A transição para uma economia sustentável esbarra em um ponto crítico: o fato de que o consumo, nos padrões atuais, continua a ser o motor de muitas economias, inclusive a do Brasil. Nos debates da Rio+20, esse é um tema crucial, que tem apoio de muitos países e blocos, como a União Europeia e os africanos, mas também enfrenta resistências de peso, como dos EUA. Há quem entenda que a posição americana tem cunho ideológico, segundo o qual há áreas em não é papel do Estado interferir.
O pano de fundo dessa discussão na Rio+20 é a inclusão, no documento-base da conferência, de compromissos para a futura implementação de um programa-marco de dez anos sobre padrões de consumo e de produção sustentáveis. A versão do texto negociado que está circulando indica que o cumprimento desse programa pelos países deve ter caráter voluntário e não obrigatório.
A iniciativa visa dar meios de capacitação e apoio a comunidades em níveis locais e regionais. "É possível ter uma moldura global sobre o assunto. Mas isso está sendo negociado", diz Charles Arden-Clarke, do Programa da ONU para o Meio Ambiente (Pnuma).

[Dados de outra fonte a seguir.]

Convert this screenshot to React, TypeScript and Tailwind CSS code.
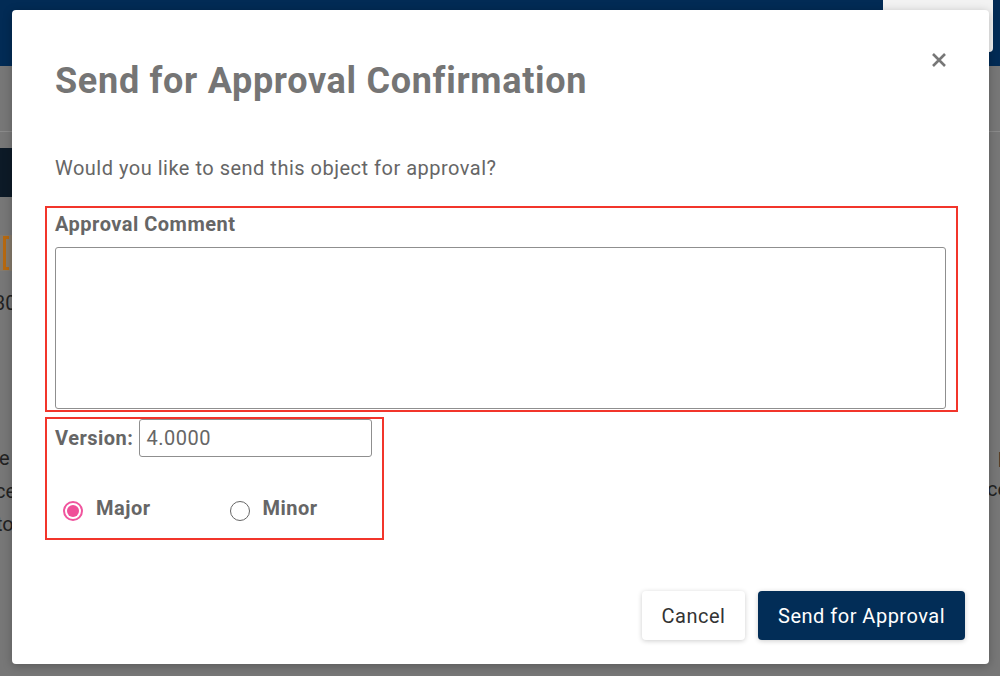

Ele diz que A União Europeia (UE) tem um programa chamado "Switch Asia", de € 150 milhões, que vem ajudando 18 países asiáticos a mudar para padrões sustentáveis de produção e de consumo. Clarke lembra que o Brasil também tem uma estratégia nacional para produção e consumo sustentáveis. O caminho nessa direção pode ser mais demorado a partir de escolhas do governo, como a recente decisão de tentar estimular a economia reduzindo o IPI dos carros. "Isso não vai ajudar", disse
Uma pergunta nesse debate é como fazer para continuar a crescer a partir de um consumo menos focado em bens e mais em serviços. Esse movimento requer não só políticas governamentais, mas um trabalho de longo prazo de educação e de mudança de hábitos de consumo. "Isso pode levar a que uma pessoa opte por aproveitar a praia ao invés de usar um jet ski."
Ao incluir o tema na declaração da Rio+20, abre-se um caminho para continuar trabalhando. Esse processo exigirá produzir conhecimento científico que permita criar políticas ligadas a consumo sustentável. "É o início de um processo que, depois, terá que ser [mais bem] definido", diz Luis Flores, responsável de políticas e campanhas do escritório regional da ONG Consumers International, que reúne entidades de consumidores.

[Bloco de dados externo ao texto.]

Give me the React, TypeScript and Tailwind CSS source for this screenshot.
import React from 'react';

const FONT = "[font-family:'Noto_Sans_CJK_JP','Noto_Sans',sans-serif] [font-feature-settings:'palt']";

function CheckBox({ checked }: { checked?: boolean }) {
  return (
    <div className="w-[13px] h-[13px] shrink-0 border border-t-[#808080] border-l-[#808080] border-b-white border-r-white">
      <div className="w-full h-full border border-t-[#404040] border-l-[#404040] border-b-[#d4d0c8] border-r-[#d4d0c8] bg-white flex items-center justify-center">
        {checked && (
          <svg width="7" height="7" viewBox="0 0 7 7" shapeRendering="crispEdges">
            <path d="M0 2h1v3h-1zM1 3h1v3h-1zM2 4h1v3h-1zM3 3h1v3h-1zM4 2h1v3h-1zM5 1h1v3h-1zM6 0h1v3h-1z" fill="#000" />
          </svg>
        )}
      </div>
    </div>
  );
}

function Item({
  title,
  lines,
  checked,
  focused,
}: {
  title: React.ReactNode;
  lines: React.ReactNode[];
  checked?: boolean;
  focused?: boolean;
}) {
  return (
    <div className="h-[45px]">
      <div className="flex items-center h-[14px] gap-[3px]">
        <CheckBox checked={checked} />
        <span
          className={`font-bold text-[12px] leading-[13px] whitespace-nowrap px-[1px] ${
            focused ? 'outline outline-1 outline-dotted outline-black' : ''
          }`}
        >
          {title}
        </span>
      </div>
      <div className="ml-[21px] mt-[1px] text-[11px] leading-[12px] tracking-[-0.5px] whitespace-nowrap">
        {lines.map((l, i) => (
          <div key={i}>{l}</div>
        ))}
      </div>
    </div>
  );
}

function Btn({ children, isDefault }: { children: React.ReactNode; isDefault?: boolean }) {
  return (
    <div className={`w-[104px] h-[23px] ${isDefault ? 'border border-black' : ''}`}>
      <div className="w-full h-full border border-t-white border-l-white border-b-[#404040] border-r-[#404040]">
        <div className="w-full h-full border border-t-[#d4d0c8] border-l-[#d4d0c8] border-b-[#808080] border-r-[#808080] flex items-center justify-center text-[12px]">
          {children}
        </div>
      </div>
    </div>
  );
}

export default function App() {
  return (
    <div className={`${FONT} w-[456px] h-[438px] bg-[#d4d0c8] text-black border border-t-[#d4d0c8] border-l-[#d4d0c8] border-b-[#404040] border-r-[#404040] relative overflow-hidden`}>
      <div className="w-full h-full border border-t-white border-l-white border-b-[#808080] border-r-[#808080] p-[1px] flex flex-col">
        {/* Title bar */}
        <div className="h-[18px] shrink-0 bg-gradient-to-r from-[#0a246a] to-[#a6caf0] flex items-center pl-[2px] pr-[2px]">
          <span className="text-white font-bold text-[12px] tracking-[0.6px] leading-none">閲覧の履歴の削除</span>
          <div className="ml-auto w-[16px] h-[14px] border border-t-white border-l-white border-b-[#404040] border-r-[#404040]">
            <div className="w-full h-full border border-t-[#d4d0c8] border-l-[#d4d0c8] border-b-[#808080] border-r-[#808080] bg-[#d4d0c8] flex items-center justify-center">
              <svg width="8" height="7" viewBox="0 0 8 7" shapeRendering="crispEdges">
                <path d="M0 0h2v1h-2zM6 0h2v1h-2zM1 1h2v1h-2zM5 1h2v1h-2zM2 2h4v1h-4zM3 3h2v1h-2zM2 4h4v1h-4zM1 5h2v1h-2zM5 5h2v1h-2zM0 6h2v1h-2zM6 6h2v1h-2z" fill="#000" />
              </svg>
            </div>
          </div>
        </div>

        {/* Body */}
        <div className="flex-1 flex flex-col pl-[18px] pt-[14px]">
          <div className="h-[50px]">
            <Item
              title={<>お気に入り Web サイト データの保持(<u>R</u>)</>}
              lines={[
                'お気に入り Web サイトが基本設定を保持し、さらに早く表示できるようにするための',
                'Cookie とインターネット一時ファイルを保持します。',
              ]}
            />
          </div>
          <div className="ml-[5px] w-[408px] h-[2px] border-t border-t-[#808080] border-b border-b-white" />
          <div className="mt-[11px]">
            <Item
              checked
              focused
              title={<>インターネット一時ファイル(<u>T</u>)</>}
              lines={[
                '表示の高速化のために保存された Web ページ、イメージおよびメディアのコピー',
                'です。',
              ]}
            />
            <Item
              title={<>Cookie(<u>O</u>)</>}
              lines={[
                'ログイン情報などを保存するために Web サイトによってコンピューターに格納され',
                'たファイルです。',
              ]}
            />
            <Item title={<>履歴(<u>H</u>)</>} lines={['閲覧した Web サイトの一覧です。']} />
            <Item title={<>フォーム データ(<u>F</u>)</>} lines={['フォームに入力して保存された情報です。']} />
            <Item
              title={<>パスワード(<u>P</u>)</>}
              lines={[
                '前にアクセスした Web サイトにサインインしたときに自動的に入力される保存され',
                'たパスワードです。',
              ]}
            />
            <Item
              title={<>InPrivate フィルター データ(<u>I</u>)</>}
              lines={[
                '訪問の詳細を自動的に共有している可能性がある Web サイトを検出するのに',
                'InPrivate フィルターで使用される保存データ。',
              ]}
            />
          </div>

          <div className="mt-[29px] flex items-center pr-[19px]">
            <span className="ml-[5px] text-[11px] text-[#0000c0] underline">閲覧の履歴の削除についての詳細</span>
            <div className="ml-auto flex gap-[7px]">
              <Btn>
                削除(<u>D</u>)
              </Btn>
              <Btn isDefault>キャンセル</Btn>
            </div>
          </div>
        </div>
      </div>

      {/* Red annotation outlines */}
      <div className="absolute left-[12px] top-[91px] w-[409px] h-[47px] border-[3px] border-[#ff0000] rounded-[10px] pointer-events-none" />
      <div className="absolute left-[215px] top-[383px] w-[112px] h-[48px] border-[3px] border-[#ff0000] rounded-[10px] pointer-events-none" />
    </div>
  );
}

Flores entende que a Rio+20 discute a produção e o consumo com foco no impacto sobre o ambiente. A ideia é que, ao mudar padrões de consumo e produção, seja possível produzir bens de modo mais eficiente, com menos custos e maior rentabilidade para as empresas, poluindo menos e reduzindo o impacto ambiental.
"Queremos reforçar o vínculo do consumo sustentável, além do ambiente, em temas como saúde pública e crise financeira", diz Flores. Um exemplo está no efeito que o consumo excessivo de açúcar e de sal tem sobre a saúde humana e, por consequência, sobre os orçamentos públicos dos governos.
Essa mudança requer investimento, tecnologia e politicas que contemplem vários tipos de incentivos. "Consumo e produção são o centro do desenvolvimento sustentável", diz Arden-Clarke. "Não teremos desenvolvimento sustentável a menos que a gente mude para um novo padrão."
O economista Jeffrey Sachs, da Universidade de Columbia, de Nova York, chama a atenção para a urgência do assunto. "Se apenas expandirmos a economia fazendo o mesmo tipo de coisa, vamos ultrapassar limiares cruciais, criando um grande problema para a biodiversidade e para a humanidade."